* PROBLEM REQUIREMENTS
Scan the lines below; pull out those with "this".

START AVAILABLE DATA

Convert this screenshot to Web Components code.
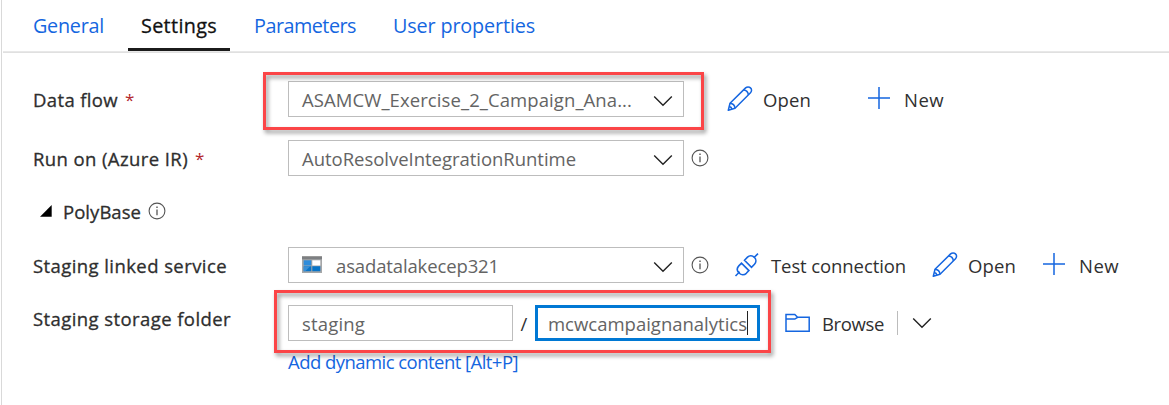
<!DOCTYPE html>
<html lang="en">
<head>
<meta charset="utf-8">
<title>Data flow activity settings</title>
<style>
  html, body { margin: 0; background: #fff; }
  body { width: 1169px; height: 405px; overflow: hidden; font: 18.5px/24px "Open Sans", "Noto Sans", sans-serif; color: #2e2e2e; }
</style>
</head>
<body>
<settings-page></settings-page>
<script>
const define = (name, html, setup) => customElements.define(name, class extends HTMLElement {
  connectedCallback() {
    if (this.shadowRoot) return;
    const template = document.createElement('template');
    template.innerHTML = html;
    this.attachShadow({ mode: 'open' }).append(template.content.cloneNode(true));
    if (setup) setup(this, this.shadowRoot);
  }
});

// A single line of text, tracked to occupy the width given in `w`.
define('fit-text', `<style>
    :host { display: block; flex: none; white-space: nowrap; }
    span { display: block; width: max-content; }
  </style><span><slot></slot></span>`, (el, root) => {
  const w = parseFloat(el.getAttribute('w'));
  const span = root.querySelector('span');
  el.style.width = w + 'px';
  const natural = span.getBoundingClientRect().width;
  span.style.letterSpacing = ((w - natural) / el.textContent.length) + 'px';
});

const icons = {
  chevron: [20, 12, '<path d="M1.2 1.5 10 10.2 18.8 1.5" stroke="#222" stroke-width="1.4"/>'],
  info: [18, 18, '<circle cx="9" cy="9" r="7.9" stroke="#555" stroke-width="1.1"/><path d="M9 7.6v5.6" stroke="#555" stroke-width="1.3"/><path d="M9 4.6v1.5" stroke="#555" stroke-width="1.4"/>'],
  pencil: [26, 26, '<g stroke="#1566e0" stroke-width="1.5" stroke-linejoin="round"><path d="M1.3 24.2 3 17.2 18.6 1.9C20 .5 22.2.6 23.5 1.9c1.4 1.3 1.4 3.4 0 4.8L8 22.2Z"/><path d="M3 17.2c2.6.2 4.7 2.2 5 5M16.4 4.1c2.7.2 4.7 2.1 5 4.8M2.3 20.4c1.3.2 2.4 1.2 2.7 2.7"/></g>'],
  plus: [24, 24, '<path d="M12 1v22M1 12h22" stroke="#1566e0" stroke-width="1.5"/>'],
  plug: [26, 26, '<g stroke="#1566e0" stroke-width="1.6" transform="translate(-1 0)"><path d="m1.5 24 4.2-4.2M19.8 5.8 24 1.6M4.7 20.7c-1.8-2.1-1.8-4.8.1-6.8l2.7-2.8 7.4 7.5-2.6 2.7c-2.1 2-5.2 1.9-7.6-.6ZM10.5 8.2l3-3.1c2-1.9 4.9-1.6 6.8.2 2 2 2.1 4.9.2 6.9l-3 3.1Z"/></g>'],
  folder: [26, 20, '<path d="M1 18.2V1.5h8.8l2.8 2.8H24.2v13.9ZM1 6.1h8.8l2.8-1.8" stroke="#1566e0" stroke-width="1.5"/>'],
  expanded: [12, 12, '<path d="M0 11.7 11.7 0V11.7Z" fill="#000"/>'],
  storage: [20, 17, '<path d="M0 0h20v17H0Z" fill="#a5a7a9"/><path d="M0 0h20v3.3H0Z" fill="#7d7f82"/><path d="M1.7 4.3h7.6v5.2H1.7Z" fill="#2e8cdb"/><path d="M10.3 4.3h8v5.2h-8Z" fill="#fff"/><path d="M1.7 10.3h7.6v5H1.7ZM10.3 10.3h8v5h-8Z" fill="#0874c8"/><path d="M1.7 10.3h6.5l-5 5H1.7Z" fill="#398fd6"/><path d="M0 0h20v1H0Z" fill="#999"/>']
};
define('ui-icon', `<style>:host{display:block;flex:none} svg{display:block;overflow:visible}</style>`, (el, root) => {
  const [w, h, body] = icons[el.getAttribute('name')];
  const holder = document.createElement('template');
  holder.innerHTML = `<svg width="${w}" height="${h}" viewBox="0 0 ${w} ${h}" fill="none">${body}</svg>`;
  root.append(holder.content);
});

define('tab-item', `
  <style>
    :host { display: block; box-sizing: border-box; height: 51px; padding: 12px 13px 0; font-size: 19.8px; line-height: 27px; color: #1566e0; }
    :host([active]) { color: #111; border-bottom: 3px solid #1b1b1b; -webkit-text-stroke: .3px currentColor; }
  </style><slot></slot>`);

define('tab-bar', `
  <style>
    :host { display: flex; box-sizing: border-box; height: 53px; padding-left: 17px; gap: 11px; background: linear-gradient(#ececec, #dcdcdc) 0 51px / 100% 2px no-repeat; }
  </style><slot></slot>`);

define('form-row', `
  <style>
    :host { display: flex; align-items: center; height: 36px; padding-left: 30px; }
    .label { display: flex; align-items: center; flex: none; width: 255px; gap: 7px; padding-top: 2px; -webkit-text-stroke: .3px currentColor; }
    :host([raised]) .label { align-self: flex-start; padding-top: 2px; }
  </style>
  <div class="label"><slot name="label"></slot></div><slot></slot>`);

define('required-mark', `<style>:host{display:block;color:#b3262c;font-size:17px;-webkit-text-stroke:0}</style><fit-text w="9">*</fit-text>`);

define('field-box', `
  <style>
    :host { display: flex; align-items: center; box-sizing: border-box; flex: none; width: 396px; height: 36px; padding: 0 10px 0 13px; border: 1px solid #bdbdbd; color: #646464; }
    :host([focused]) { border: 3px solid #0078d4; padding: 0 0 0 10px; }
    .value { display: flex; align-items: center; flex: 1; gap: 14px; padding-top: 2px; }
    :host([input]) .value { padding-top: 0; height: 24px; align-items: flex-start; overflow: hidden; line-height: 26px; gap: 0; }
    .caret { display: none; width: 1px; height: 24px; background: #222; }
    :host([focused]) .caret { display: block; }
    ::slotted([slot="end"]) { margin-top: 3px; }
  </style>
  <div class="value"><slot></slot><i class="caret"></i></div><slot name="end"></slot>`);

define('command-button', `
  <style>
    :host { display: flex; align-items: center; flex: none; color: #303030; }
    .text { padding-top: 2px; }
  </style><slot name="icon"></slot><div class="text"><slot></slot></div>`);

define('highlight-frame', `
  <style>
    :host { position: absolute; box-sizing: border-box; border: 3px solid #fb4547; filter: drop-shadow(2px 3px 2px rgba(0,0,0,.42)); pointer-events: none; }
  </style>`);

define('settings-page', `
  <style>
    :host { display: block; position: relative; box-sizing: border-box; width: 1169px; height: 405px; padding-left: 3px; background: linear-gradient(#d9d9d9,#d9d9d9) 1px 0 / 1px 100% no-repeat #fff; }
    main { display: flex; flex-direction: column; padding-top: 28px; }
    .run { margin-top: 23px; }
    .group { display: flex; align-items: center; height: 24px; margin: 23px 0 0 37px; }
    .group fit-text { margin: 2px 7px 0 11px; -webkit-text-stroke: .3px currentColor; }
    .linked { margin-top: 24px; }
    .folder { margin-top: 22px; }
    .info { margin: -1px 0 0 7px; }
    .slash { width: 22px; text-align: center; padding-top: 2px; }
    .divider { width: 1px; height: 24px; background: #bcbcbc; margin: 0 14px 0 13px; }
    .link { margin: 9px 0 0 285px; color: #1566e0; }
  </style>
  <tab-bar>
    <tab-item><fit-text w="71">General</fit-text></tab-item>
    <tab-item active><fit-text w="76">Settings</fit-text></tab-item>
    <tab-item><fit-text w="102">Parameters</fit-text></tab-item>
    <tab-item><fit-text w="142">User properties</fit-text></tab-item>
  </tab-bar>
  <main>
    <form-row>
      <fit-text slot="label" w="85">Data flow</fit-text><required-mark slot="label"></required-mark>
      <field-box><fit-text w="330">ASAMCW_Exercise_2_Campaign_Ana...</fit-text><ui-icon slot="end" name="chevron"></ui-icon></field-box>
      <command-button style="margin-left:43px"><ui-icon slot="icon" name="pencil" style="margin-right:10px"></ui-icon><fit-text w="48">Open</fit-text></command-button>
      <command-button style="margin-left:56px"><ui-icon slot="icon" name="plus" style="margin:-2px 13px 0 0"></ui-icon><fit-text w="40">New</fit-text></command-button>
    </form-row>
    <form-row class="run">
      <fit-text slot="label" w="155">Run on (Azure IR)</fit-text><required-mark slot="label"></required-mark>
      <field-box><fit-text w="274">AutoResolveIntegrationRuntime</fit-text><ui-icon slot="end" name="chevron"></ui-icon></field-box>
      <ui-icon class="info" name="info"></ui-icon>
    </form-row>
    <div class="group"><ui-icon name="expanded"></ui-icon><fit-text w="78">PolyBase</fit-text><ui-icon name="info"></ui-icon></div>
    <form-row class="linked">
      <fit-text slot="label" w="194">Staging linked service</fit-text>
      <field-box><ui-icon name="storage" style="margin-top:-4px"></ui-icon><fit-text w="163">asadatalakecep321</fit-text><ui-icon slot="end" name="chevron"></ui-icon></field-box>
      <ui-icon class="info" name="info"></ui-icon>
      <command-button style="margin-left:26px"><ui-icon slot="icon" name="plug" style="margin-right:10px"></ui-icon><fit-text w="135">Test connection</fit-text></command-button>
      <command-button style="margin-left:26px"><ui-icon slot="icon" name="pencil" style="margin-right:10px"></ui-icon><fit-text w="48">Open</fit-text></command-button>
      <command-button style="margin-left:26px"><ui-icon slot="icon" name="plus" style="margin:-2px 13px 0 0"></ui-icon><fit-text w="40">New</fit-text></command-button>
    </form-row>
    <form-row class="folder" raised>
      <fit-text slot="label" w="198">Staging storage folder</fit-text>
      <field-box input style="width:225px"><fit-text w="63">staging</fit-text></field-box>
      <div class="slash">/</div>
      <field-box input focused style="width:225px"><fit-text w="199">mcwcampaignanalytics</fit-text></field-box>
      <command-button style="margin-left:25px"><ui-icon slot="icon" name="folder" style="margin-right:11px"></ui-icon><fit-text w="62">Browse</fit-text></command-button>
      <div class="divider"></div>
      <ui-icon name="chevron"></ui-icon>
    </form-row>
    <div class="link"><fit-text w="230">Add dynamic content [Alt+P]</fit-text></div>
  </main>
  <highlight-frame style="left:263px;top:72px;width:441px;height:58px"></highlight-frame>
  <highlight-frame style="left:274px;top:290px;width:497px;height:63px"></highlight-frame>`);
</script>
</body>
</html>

END AVAILABLE DATA

* ANSWER TO THE EXERCISE
Convert this screenshot to Web Components code.
    if (this.shadowRoot) return;
    this.attachShadow({ mode: 'open' }).append(template.content.cloneNode(true));
    if (setup) setup(this, this.shadowRoot);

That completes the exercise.